The Government had carried peace training in local communities, called ‘peace clubs’, as forums where discussions about peace and reconciliation could take place. There were no specific education programmes on the teaching of child rights at school, but gender training would soon be on the curriculum. Training programmes for teachers were in place to teach them about children’s rights or child abuse. An Early Childhood Programme was currently being implemented.
There was a need to address issues faced by young and teenage girls, which were different to the ones faced by boys. Job training, literacy, social protection and other programmes had been implemented to empower women and prevent them from going onto the streets and using drugs. Furthermore, as gender was a horizontal issue, gender training was taking place in different sectors, for example for law enforcement officers and teachers.
The Government had undertaken activities to improve access to healthcare for children, and to combat child mortality, for example by improving the quality of water and sanitation. The lack of human resources and facilities remained a challenge. The salaries of clinical staff had been increased, in order to dissuade them from working abroad or leaving their jobs. More HIV/AIDS testing centres were being opened. Unfortunately, abortion was illegal in Liberia, but a lot of abortions took place clandestinely. There was no problem in vaccinating children with disabilities, since the authorities went from door by door to perform vaccinations on all children.

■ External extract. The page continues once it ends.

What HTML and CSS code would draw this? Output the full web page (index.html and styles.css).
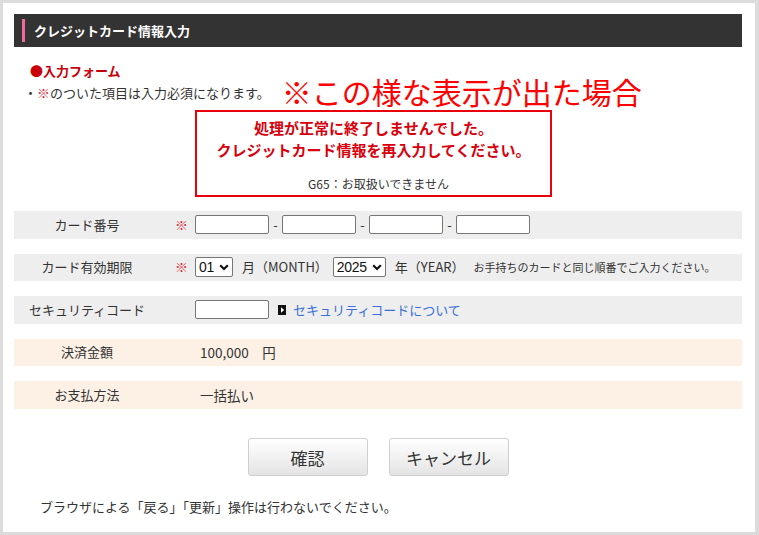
FILE: index.html
```html
<!DOCTYPE html>
<html lang="ja">
<head>
<meta charset="utf-8">
<title>クレジットカード情報入力</title>
<link rel="stylesheet" href="styles.css">
</head>
<body>
<div class="page">
  <div class="title-bar"><span class="title-mark"></span><span class="title-text">クレジットカード情報入力</span></div>

  <div class="intro">
    <div class="form-heading">●入力フォーム</div>
    <div class="intro-row">
      <span class="note">・<span class="req">※</span>のついた項目は入力必須になります。</span>
      <span class="callout">※この様な表示が出た場合</span>
    </div>
  </div>

  <div class="error-box">
    <div class="error-main">処理が正常に終了しませんでした。<br>クレジットカード情報を再入力してください。</div>
    <div class="error-code">G65：お取扱いできません</div>
  </div>

  <div class="rows">
    <div class="row gray">
      <div class="label">カード番号</div>
      <div class="mark">※</div>
      <div class="value">
        <input class="box" type="text"><span class="dash">-</span><input class="box" type="text"><span class="dash">-</span><input class="box" type="text"><span class="dash">-</span><input class="box" type="text">
      </div>
    </div>
    <div class="row gray">
      <div class="label">カード有効期限</div>
      <div class="mark">※</div>
      <div class="value">
        <span class="sel-wrap sel-month"><select class="sel"><option>01</option></select><svg class="chev" width="10" height="7" viewBox="0 0 10 7"><path d="M1.2 1.2 L5 5 L8.8 1.2" fill="none" stroke="#111" stroke-width="2.2"/></svg></span>
        <span class="unit">月（MONTH）</span>
        <span class="sel-wrap sel-year"><select class="sel"><option>2025</option></select><svg class="chev" width="10" height="7" viewBox="0 0 10 7"><path d="M1.2 1.2 L5 5 L8.8 1.2" fill="none" stroke="#111" stroke-width="2.2"/></svg></span>
        <span class="unit">年（YEAR）</span>
        <span class="hint">お手持ちのカードと同じ順番でご入力ください。</span>
      </div>
    </div>
    <div class="row gray">
      <div class="label">セキュリティコード</div>
      <div class="mark"></div>
      <div class="value">
        <input class="box" type="text">
        <svg class="arrow-icon" width="8" height="10" viewBox="0 0 8 10"><rect width="8" height="10" fill="#111"/><path d="M3 2.2 L6.2 5 L3 7.8 Z" fill="#fff"/></svg>
        <a class="link" href="#">セキュリティコードについて</a>
      </div>
    </div>
    <div class="row peach">
      <div class="label">決済金額</div>
      <div class="mark"></div>
      <div class="value text-value">100,000　円</div>
    </div>
    <div class="row peach">
      <div class="label">お支払方法</div>
      <div class="mark"></div>
      <div class="value text-value">一括払い</div>
    </div>
  </div>

  <div class="buttons">
    <button class="btn" type="button">確認</button>
    <button class="btn" type="button">キャンセル</button>
  </div>

  <p class="footer-note">ブラウザによる「戻る」「更新」操作は行わないでください。</p>
</div>
</body>
</html>
```

FILE: styles.css
```css
html, body {
  margin: 0;
  padding: 0;
}
body {
  background: #dcdcdc;
  font-family: "Noto Sans CJK JP", "Noto Sans", sans-serif;
  font-size: 13px;
  color: #333;
  line-height: 20px;
}
.page {
  margin: 3px 4px 3px 3px;
  height: 529px;
  box-sizing: border-box;
  background: #fff;
  padding: 11px 13px 0 11px;
  overflow: hidden;
}
.title-bar {
  height: 33px;
  background: #333;
  display: flex;
  align-items: center;
}
.title-mark {
  width: 3px;
  height: 23px;
  background: #f06b9b;
  margin-left: 8px;
}
.title-text {
  margin-left: 9px;
  color: #fff;
  font-weight: bold;
  font-size: 13px;
}
.intro {
  margin-top: 15px;
}
.form-heading {
  color: #c8000b;
  font-weight: bold;
  padding-left: 16px;
  line-height: 18px;
}
.intro-row {
  display: flex;
  align-items: flex-start;
  padding-left: 10px;
}
.note {
  line-height: 26px;
}
.req {
  color: #e0303a;
}
.callout {
  margin-left: 12px;
  color: #ff0000;
  font-size: 30px;
  line-height: 22px;
}
.error-box {
  margin: 4px 0 0 181px;
  width: 357px;
  height: 87px;
  box-sizing: border-box;
  border: 2px solid #e8000c;
  text-align: center;
  padding-top: 5px;
}
.error-main {
  color: #d8000c;
  font-weight: bold;
  font-size: 15px;
  line-height: 22px;
}
.error-code {
  margin-top: 15px;
  font-size: 12px;
  line-height: 16px;
  color: #333;
  padding-left: 10px;
}
.rows {
  margin-top: 14px;
  display: flex;
  flex-direction: column;
  gap: 15px;
}
.row {
  height: 27.5px;
  display: flex;
  align-items: center;
}
.gray {
  background: #eeeeee;
}
.peach {
  background: #fdf1e6;
}
.label {
  width: 146px;
  text-align: center;
  flex: none;
}
.mark {
  width: 35px;
  box-sizing: border-box;
  padding-left: 15px;
  color: #e0303a;
  flex: none;
}
.value {
  display: flex;
  align-items: center;
}
.text-value {
  padding-left: 5px;
  font-size: 13.5px;
}
.box {
  width: 74px;
  height: 19px;
  box-sizing: border-box;
  border: 1px solid #767676;
  border-radius: 2px;
  background: #fff;
  margin: 0;
  padding: 0 3px;
  flex: none;
}
.dash {
  width: 13px;
  flex: none;
  text-align: center;
}
.sel-wrap {
  position: relative;
  display: block;
  height: 20px;
  flex: none;
}
.sel {
  appearance: none;
  -webkit-appearance: none;
  display: block;
  width: 100%;
  height: 20px;
  box-sizing: border-box;
  font-family: "Liberation Sans", Arial, sans-serif;
  font-size: 14px;
  letter-spacing: -0.3px;
  color: #111;
  border: 1px solid #767676;
  border-radius: 2px;
  background: #fff;
  margin: 0;
  padding: 0 0 0 3px;
}
.chev {
  position: absolute;
  right: 4px;
  top: 7px;
  pointer-events: none;
}
.sel-month {
  width: 38px;
}
.sel-year {
  width: 53px;
  margin-left: 5px;
}
.unit {
  margin-left: 9px;
}
.hint {
  margin-left: 9px;
  font-size: 11px;
}
.arrow-icon {
  margin-left: 9px;
  flex: none;
}
.link {
  margin-left: 7px;
  color: #3a6fd8;
  text-decoration: none;
}
.buttons {
  margin-top: 29.5px;
  display: flex;
  justify-content: center;
  gap: 21px;
}
.btn {
  width: 120px;
  height: 38px;
  font-family: "Noto Sans CJK JP", "Noto Sans", sans-serif;
  font-size: 17px;
  color: #333;
  border: 1px solid #cfcfcf;
  border-radius: 3px;
  background: linear-gradient(#ffffff, #e4e4e4);
  padding: 0;
}
.footer-note {
  margin: 21px 0 0;
  padding-left: 26px;
}
```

Children fleeing from orphanages was not an issue in Liberia, the delegation said. Instead the authorities had to convince non-orphans to leave orphanages. Liberia worked closely with the United Nations Children’s Fund on the implementation of the United Nations guidelines on alternative care in those cases.
On the question of corporal punishment, a delegate said that a recent survey showed that people continued to secretly use corporal punishment and harmful practices in the framework of old traditional and tribal justice systems, even though they had been abolished for a long time. Corporal punishment was no longer practiced in schools. The law provided disposition to ensure that teachers who used corporal punishment were suspended.
AGNES AIDOO, Committee Member acting as Country Rapporteur for the Report of Liberia, speaking in preliminary concluding observations, said that she was impressed by the commitment of the delegation to the improvement of the rights of the child, and to serve the interests of children in an objective and concrete manner. The situation remained challenging but much progress had been made. The newly adopted Children’s Law created a true bill of rights for children, and the Committee was full supportive of Liberia continuing in that direction. The harmonization of the laws and their consistency with the Convention would be tackled in the recommendations by the Committee. More resources for children were needed, and Ms Aidoo hoped that Liberia would ensure that budgeting gave children what they deserved. The Committee would also make further recommendations on corporal punishment and more generally on the field of juvenile justice.
JULIETTE DUNCAN CASSEL, Minister of Gender and Development, thanked the Committee and said that the discussions had been very fruitful. She reiterated the commitment of Liberia to children’s rights and in implementing the recommendations of the Committee. She noted the particular need for reforms in the elaboration of a National Action Plan, the ratification of the Optional Protocols to the Convention, the implementation of the new Children’s Law, and the need to address legal inconsistencies in domestic legislation.
JEAN ZERMATTEN, Chairperson of the Committee, called on Liberia to also ratify the third Optional Protocol to the Convention on the Rights of the Child which established a Communication Procedure, and thanked the Delegation for their commitment and cooperation.